I would like to use reinforcement learning to make the engine improve by playing against itself. I have been reading about the topic but I am still quite confused.

Be warned: Reinforcement learning is a large complex subject. Although it might take you on a detour from game-playing bots, you may want to study RL basics. A good place to start is Sutton & Barto *Reinforcement Learning: An Introduction*

What other reward is there in a game a part the win-or-lose output (1 or 0)?

Depending on you game, that is usually it. Actually for a win/draw/lose game like chess then the reward from each action is 0 except for winning (+1) or losing (-1) at the end. In a zero-sum game then this aligns nicely to minimax, alphabeta pruning etc.

Reinforcement Learning is intended to address environments with delayed rewards. Adding "helper" rewards for interim non-goals is usually counter-productive.

If I use other rewards, like the output from the evaluation function at each turn, how can I implement it?

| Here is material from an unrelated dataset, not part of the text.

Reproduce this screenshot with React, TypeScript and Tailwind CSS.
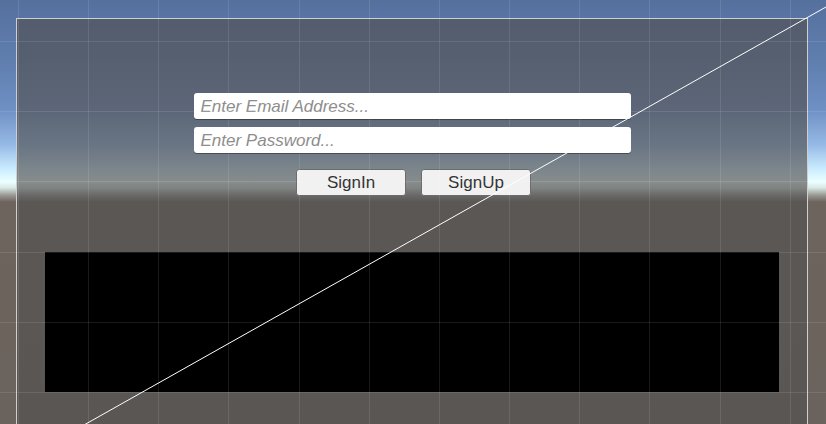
const GRID_X = Array.from({ length: 12 }, (_, i) => 17.8 + i * 70.18);
const GRID_Y = Array.from({ length: 6 }, (_, i) => 40.9 + i * 70.2);

function SceneOverlay() {
  return (
    <svg
      className="pointer-events-none absolute inset-0"
      width={826}
      height={424}
      viewBox="0 0 826 424"
    >
      {GRID_X.map((x) => (
        <line
          key={`x${x}`}
          x1={Math.round(x) + 0.5}
          y1={0}
          x2={Math.round(x) + 0.5}
          y2={424}
          stroke="rgba(255,255,255,0.1)"
          strokeWidth={1}
        />
      ))}
      {GRID_Y.map((y) => (
        <line
          key={`y${y}`}
          x1={0}
          y1={Math.round(y) + 0.5}
          x2={826}
          y2={Math.round(y) + 0.5}
          stroke="rgba(255,255,255,0.1)"
          strokeWidth={1}
        />
      ))}
      {/* canvas diagonal gizmo */}
      <line x1={16.5} y1={463} x2={1000} y2={-91} stroke="#ffffff" strokeWidth={1} />
    </svg>
  );
}

export default function App() {
  return (
    <div
      className="relative h-[424px] w-[826px] overflow-hidden bg-[linear-gradient(to_bottom,#56709e_0px,#5f7eae_60px,#6f90c4_110px,#96bae6_145px,#cdeeff_170px,#ecffff_182px,#d6e6e2_188px,#9a9a94_195px,#6e645e_202px,#6a625c_424px)] pt-[18px] pl-[16px]"
      style={{ fontFamily: '"Liberation Sans", Arial, sans-serif' }}
    >
      <div className="flex h-[445px] w-[792px] flex-col items-center border border-[#cfcfd2] bg-[rgba(82,81,80,0.66)] pt-[74px]">
        <div className="flex flex-col gap-[8px]">
          <div className="flex h-[26px] w-[437px] items-center rounded-[3px] bg-white pt-[2px] pl-[7px] text-[17px] italic text-[#8d8d8d] shadow-[0_1px_0_rgba(40,40,40,0.55)]">
            Enter Email Address...
          </div>
          <div className="flex h-[26px] w-[437px] items-center rounded-[3px] bg-white pt-[2px] pl-[7px] text-[17px] italic text-[#8d8d8d] shadow-[0_1px_0_rgba(40,40,40,0.55)]">
            Enter Password...
          </div>
        </div>
        <div className="mt-[16px] ml-[3px] flex gap-[15px]">
          <button
            type="button"
            className="flex h-[27px] w-[110px] items-center justify-center rounded-[3px] border border-[#6c6c6c] bg-[#f1f1f1] text-[17px] text-[#333333]"
          >
            SignIn
          </button>
          <button
            type="button"
            className="flex h-[27px] w-[110px] items-center justify-center rounded-[3px] border border-[#6c6c6c] bg-[#f1f1f1] text-[17px] text-[#333333]"
          >
            SignUp
          </button>
        </div>
        <div className="mt-[56px] h-[140px] w-[734px] bg-black" />
      </div>
      <SceneOverlay />
    </div>
  );
}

Typically you don't. What applying self-playing RL will do is learn a *return* (sometimes called *utility*) function which predicts the expectation of your total +1/0/-1 reward by the end of the game. You would use this in place of your current heuristic for minimax search. Or, potentially you would adjust your current heuristic function to output in the same range and use RL to optimise its weights to make the best approximation to the true optimal play return function (which is probably too complex to calculate exactly).

How do I modify the evaluation function to give better rewards iteration after iteration?

That is what the different RL approaches all attempt to do, there are a variety of different solvers. There is no short way to explain it. You could start with a simple method such as Q-Learning. Q-Learning learns estimates of Q(s,a) (called the action value) which is the expected return when in state s and taking action a, and thereafter following an optimal policy. It makes an arbitrary guess to start with and refines it closer to the true value with each step made in the learning environment. Simple tabular Q-learners do this refinement simply by storing a big table of all states and actions with the best estimate so far of the true value, and averaging in each new estimate as it is experienced.

It is also possible to combine an RL method for heuristics with look-ahead minimax search - that is what the original AlphaGo did, and what AlphaGo Zero does during training. This is a powerful approach because minimax search will work to double-check the RL-generated heuristics. Although for simple enough games, RL can learn perfect heuristics and you would only need local search (what the next move should be).

Unless your game is very simple (all possible states would fit in memory), you will need some kind of function approximator inside the RL algorithm. Neural networks are a standard choice. Having *something* for that part is unavoidable - although another good choice is to define a bunch of proxy features (that you might use to construct a heuristic by hand) and use a linear approximator - just a weighted sum of all the features. This can work well enough, and has been used for example in checkers (draughts) players trained using RL.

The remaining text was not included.